--- begin Recorded information ---

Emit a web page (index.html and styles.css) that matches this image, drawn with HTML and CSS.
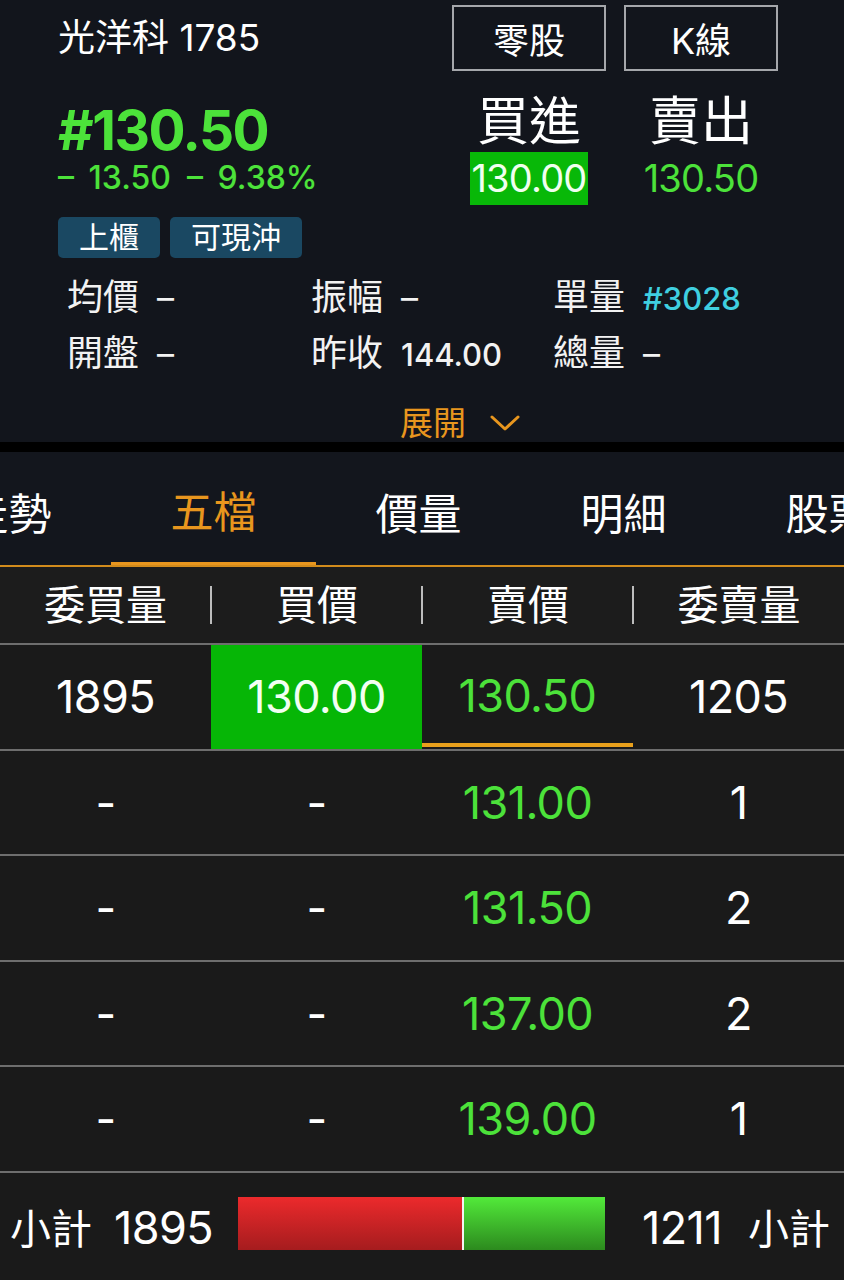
FILE: index.html
```html
<!DOCTYPE html>
<html lang="zh-Hant">
<head>
<meta charset="utf-8">
<title>光洋科 1785 五檔</title>
<link rel="stylesheet" href="styles.css">
</head>
<body>
<div class="page">
  <section class="top">
    <div class="head">
      <div class="info">
        <div class="name">光洋科 1785</div>
        <div class="price">#130.50</div>
        <div class="change"><span>– 13.50</span><span>– 9.38%</span></div>
      </div>
      <div class="actions">
        <div class="btn">零股</div>
        <div class="btn">K線</div>
        <div class="quote">
          <div class="q-label">買進</div>
          <div class="q-val q-buy">130.00</div>
        </div>
        <div class="quote">
          <div class="q-label">賣出</div>
          <div class="q-val q-sell">130.50</div>
        </div>
      </div>
    </div>
    <div class="tags">
      <span class="tag">上櫃</span>
      <span class="tag">可現沖</span>
    </div>
    <div class="stats">
      <div class="stat"><span class="s-label">均價</span><span class="s-val">–</span></div>
      <div class="stat"><span class="s-label">振幅</span><span class="s-val">–</span></div>
      <div class="stat"><span class="s-label">單量</span><span class="s-val cyan">#3028</span></div>
      <div class="stat"><span class="s-label">開盤</span><span class="s-val">–</span></div>
      <div class="stat"><span class="s-label">昨收</span><span class="s-val num">144.00</span></div>
      <div class="stat"><span class="s-label">總量</span><span class="s-val">–</span></div>
    </div>
    <div class="expand">
      <span>展開</span>
      <svg class="chev" width="30" height="18" viewBox="0 0 30 18"><polyline points="2,3 15,15 28,3" fill="none" stroke="#e8961e" stroke-width="3" stroke-linecap="round" stroke-linejoin="round"/></svg>
    </div>
  </section>
  <div class="band"></div>
  <nav class="tabs">
    <div class="tabstrip">
      <div class="tab">走勢</div>
      <div class="tab active">五檔</div>
      <div class="tab">價量</div>
      <div class="tab">明細</div>
      <div class="tab">股票</div>
    </div>
  </nav>
  <div class="thead">
    <div class="th">委買量</div>
    <div class="th sep">買價</div>
    <div class="th sep">賣價</div>
    <div class="th sep">委賣量</div>
  </div>
  <div class="row">
    <div class="cell">1895</div>
    <div class="cell bid-hl">130.00</div>
    <div class="cell ask best">130.50</div>
    <div class="cell">1205</div>
  </div>
  <div class="row">
    <div class="cell">-</div>
    <div class="cell">-</div>
    <div class="cell ask">131.00</div>
    <div class="cell">1</div>
  </div>
  <div class="row">
    <div class="cell">-</div>
    <div class="cell">-</div>
    <div class="cell ask">131.50</div>
    <div class="cell">2</div>
  </div>
  <div class="row">
    <div class="cell">-</div>
    <div class="cell">-</div>
    <div class="cell ask">137.00</div>
    <div class="cell">2</div>
  </div>
  <div class="row">
    <div class="cell">-</div>
    <div class="cell">-</div>
    <div class="cell ask">139.00</div>
    <div class="cell">1</div>
  </div>
  <div class="summary">
    <div class="sum-left"><span class="cjk">小計</span><span>1895</span></div>
    <div class="bar">
      <div class="bar-red" style="width:61%"></div>
      <div class="bar-green"></div>
    </div>
    <div class="sum-right"><span>1211</span><span class="cjk">小計</span></div>
  </div>
</div>
</body>
</html>
```
FILE: styles.css
```css
html, body {
  margin: 0;
  padding: 0;
  background: #1a1a1a;
}
body {
  width: 844px;
  height: 1280px;
  overflow: hidden;
  font-family: Inter, "Noto Sans CJK TC", sans-serif;
  color: #fff;
}
.page {
  width: 844px;
}
.top {
  background: #12151c;
  height: 442px;
  box-sizing: border-box;
  padding-top: 5px;
}
.head {
  display: flex;
  align-items: flex-start;
}
.info {
  padding-left: 58px;
}
.name {
  font-size: 37px;
  line-height: 66px;
  color: #fff;
}
.price {
  font-size: 55px;
  font-weight: 700;
  line-height: 52px;
  margin-top: 33px;
  color: #4ce23a;
  letter-spacing: -1.5px;
}
.change {
  display: flex;
  gap: 16px;
  font-size: 32px;
  line-height: 30px;
  margin-top: 7px;
  color: #4ce23a;
  font-weight: 500;
  word-spacing: 6px;
}
.actions {
  margin-left: auto;
  margin-right: 66px;
  display: grid;
  grid-template-columns: 154px 154px;
  column-gap: 18px;
}
.btn {
  height: 66px;
  border: 2px solid #a5a7ab;
  box-sizing: border-box;
  font-size: 36px;
  display: flex;
  align-items: center;
  justify-content: center;
  color: #fff;
}
.quote {
  display: flex;
  flex-direction: column;
  align-items: center;
  margin-top: 23px;
}
.q-label {
  font-size: 52px;
  line-height: 56px;
}
.q-val {
  font-size: 38px;
  line-height: 53px;
  margin-top: 2px;
  letter-spacing: -0.8px;
}
.q-buy {
  background: #08b808;
  color: #f0fff0;
  padding: 0 1px;
}
.q-sell {
  color: #4ce23a;
}
.tags {
  display: flex;
  gap: 10px;
  padding-left: 58px;
  margin-top: 12px;
}
.tag {
  height: 41px;
  padding: 0 21px;
  background: #1a4862;
  border-radius: 5px;
  font-size: 30px;
  line-height: 41px;
  color: #fff;
}
.stats {
  display: grid;
  grid-template-columns: 244px 242px auto;
  padding-left: 67px;
  margin-top: 12px;
}
.stat {
  display: flex;
  align-items: baseline;
  gap: 18px;
  line-height: 55px;
}
.s-label {
  font-size: 36px;
  color: #f2f2f2;
}
.s-val {
  font-size: 34px;
  color: #f2f2f2;
}
.s-val.num {
  font-size: 31px;
  font-weight: 500;
}
.s-val.cyan {
  font-size: 31px;
  font-weight: 500;
  color: #3fcfe0;
}
.expand {
  display: flex;
  align-items: center;
  gap: 24px;
  padding-left: 400px;
  margin-top: 20px;
  color: #e8961e;
  font-size: 33px;
  line-height: 42px;
}
.chev {
  display: block;
}
.band {
  height: 10px;
  background: #000;
}
.tabs {
  background: #13161d;
  height: 115px;
  overflow: hidden;
  border-bottom: 2px solid #d18b1c;
  box-sizing: border-box;
}
.tabstrip {
  display: flex;
  margin-left: -94px;
  height: 100%;
}
.tab {
  flex: 0 0 205px;
  display: flex;
  align-items: center;
  justify-content: center;
  font-size: 43px;
  color: #fff;
  box-sizing: border-box;
  padding-top: 4px;
}
.tab.active {
  color: #e8961e;
  border-bottom: 3px solid #e8961e;
}
.thead {
  display: grid;
  grid-template-columns: repeat(4, 1fr);
  height: 76px;
  background: #1c1c1c;
  align-items: center;
}
.th {
  font-size: 41px;
  line-height: 38px;
  height: 38px;
  text-align: center;
  color: #fff;
}
.th.sep {
  border-left: 2px solid #bdbdbd;
  margin-left: -1px;
}
.row {
  display: grid;
  grid-template-columns: repeat(4, 1fr);
  height: 105.5px;
  border-top: 2px solid #6e6e6e;
  box-sizing: border-box;
  background: #1a1a1a;
}
.cell {
  display: flex;
  align-items: center;
  justify-content: center;
  font-size: 45px;
  color: #fff;
  letter-spacing: -0.6px;
}
.cell.bid-hl {
  background: #06b606;
  color: #f2fff2;
}
.cell.ask {
  color: #4ce23a;
}
.cell.ask.best {
  box-shadow: inset 0 -4px 0 #e8a01c;
  margin-bottom: 2px;
}
.summary {
  height: 109.5px;
  border-top: 2px solid #6e6e6e;
  box-sizing: border-box;
  display: flex;
  align-items: center;
  padding: 0 14px 0 10px;
  background: #1a1a1a;
  font-size: 45px;
  letter-spacing: -0.6px;
}
.cjk {
  font-size: 41px;
  letter-spacing: 0;
}
.sum-left, .sum-right {
  display: flex;
  gap: 22px;
  align-items: baseline;
}
.sum-right {
  margin-left: auto;
  gap: 26px;
}
.bar {
  display: flex;
  width: 367px;
  height: 53px;
  margin-left: 25px;
  margin-top: -6px;
}
.bar-red {
  background: linear-gradient(#ec2a2c, #a51c1e);
}
.bar-green {
  flex: 1;
  background: linear-gradient(#52ea3a, #2c8a1e);
  border-left: 2px solid #f4f4f4;
}
```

--- end Recorded information ---

Challenge
Go through the lines above. Select every one that has the string "styles".

Response to the exercise
Emit a web page (index.html and styles.css) that matches this image, drawn with HTML and CSS.
<link rel="stylesheet" href="styles.css">
FILE: styles.css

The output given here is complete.